▶ Web page code records:
********************
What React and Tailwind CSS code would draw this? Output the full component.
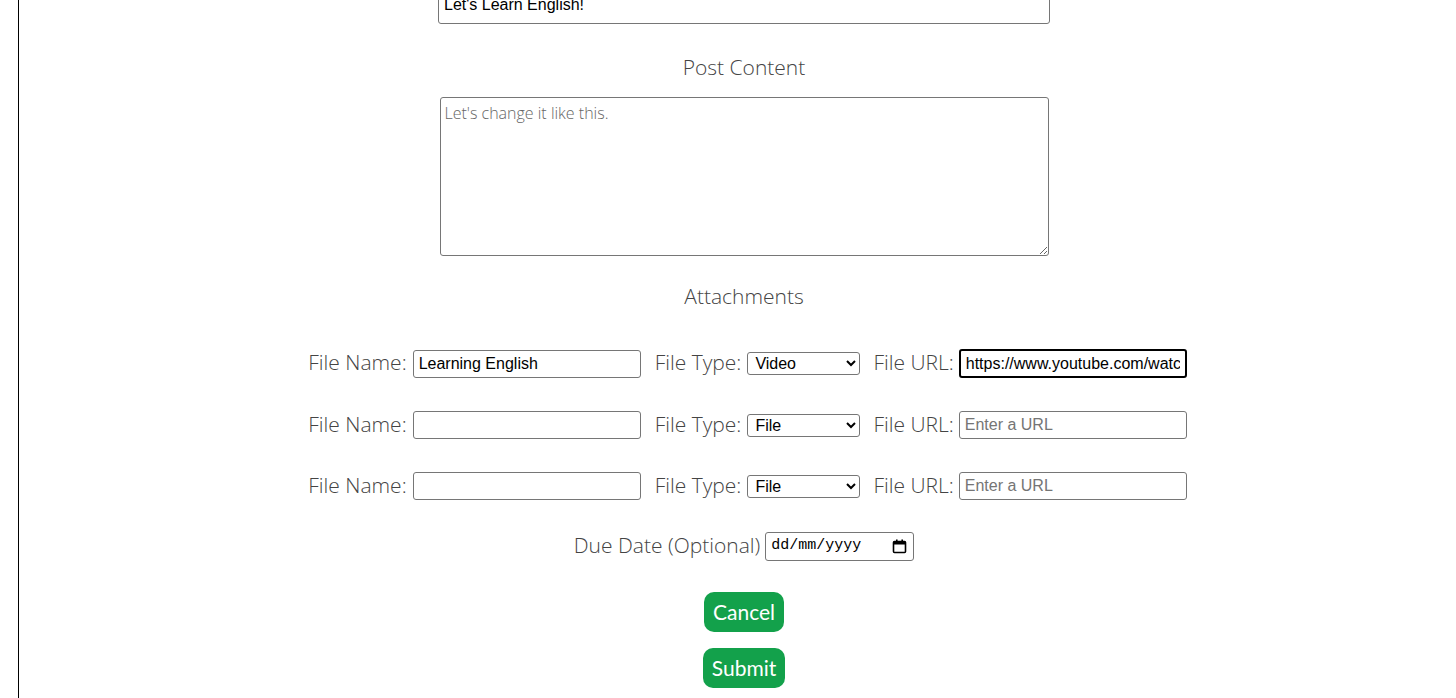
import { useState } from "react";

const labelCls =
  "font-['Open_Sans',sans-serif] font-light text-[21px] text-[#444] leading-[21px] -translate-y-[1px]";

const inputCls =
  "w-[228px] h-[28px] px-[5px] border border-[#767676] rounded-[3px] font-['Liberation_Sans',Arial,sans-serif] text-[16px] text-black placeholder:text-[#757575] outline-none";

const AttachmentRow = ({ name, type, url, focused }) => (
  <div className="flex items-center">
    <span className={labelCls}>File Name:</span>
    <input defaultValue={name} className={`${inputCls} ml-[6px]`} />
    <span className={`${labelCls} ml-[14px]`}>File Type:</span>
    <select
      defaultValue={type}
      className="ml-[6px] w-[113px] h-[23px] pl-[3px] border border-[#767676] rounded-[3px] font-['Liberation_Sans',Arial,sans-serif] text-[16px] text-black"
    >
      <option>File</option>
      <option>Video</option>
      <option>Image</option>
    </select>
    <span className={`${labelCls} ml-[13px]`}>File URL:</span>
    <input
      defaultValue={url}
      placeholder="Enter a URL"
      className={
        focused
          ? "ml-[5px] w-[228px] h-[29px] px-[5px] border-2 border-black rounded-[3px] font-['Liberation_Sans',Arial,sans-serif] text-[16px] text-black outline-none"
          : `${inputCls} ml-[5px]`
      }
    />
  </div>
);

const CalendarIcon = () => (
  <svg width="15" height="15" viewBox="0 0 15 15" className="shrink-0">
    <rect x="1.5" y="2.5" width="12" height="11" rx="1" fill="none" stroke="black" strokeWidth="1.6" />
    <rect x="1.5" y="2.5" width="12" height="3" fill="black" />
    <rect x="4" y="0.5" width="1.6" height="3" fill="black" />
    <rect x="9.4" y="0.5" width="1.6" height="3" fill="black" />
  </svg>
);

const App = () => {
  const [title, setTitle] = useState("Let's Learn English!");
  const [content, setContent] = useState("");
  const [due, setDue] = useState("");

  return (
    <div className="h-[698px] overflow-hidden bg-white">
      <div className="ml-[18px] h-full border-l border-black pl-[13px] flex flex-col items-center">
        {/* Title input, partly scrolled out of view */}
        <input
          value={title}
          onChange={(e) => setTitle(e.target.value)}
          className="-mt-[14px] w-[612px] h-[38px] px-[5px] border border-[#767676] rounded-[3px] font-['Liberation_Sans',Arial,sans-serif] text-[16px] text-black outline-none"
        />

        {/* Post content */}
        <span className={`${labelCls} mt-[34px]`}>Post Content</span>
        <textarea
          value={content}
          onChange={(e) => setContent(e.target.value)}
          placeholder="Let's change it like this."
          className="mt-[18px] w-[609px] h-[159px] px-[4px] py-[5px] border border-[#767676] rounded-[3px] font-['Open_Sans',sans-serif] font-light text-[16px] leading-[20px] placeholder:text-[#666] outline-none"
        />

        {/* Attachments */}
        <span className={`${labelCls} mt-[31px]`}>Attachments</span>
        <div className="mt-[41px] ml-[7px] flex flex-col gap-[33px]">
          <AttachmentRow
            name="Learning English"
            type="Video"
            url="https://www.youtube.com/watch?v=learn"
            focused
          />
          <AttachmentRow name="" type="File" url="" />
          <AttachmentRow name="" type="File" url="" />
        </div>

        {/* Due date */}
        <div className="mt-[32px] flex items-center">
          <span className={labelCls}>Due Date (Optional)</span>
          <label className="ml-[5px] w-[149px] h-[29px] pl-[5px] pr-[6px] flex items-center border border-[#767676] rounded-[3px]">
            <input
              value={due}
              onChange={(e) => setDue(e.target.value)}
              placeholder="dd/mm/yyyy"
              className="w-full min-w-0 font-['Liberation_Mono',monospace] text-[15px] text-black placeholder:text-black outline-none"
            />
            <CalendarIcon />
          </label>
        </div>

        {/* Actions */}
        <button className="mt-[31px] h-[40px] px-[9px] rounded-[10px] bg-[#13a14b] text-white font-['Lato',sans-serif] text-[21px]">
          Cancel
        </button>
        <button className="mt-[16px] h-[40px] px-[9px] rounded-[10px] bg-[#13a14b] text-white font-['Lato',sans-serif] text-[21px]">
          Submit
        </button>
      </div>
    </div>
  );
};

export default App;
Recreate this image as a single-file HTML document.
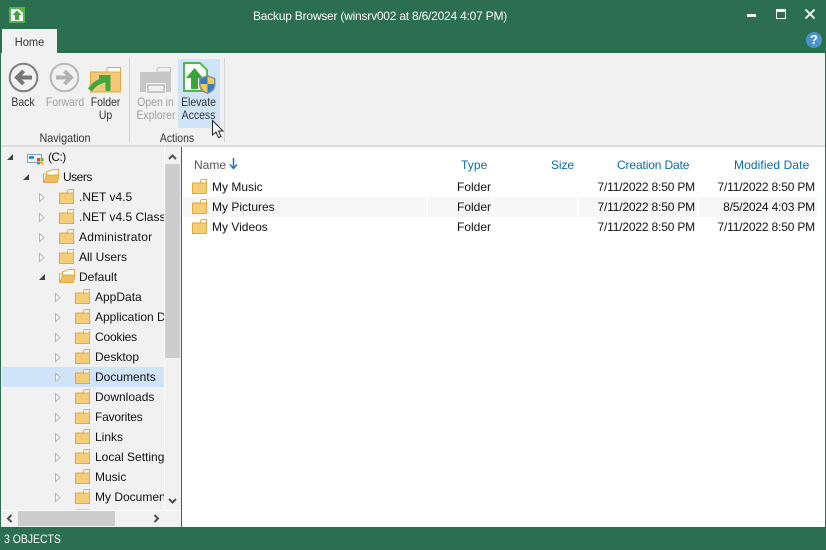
********************
▶ Task description:
Out of the records, collect only those lines that contain the string "this".

▶ Solution to the exercise:
What React and Tailwind CSS code would draw this? Output the full component.
          placeholder="Let's change it like this."
Recreate this image as a single-file HTML document.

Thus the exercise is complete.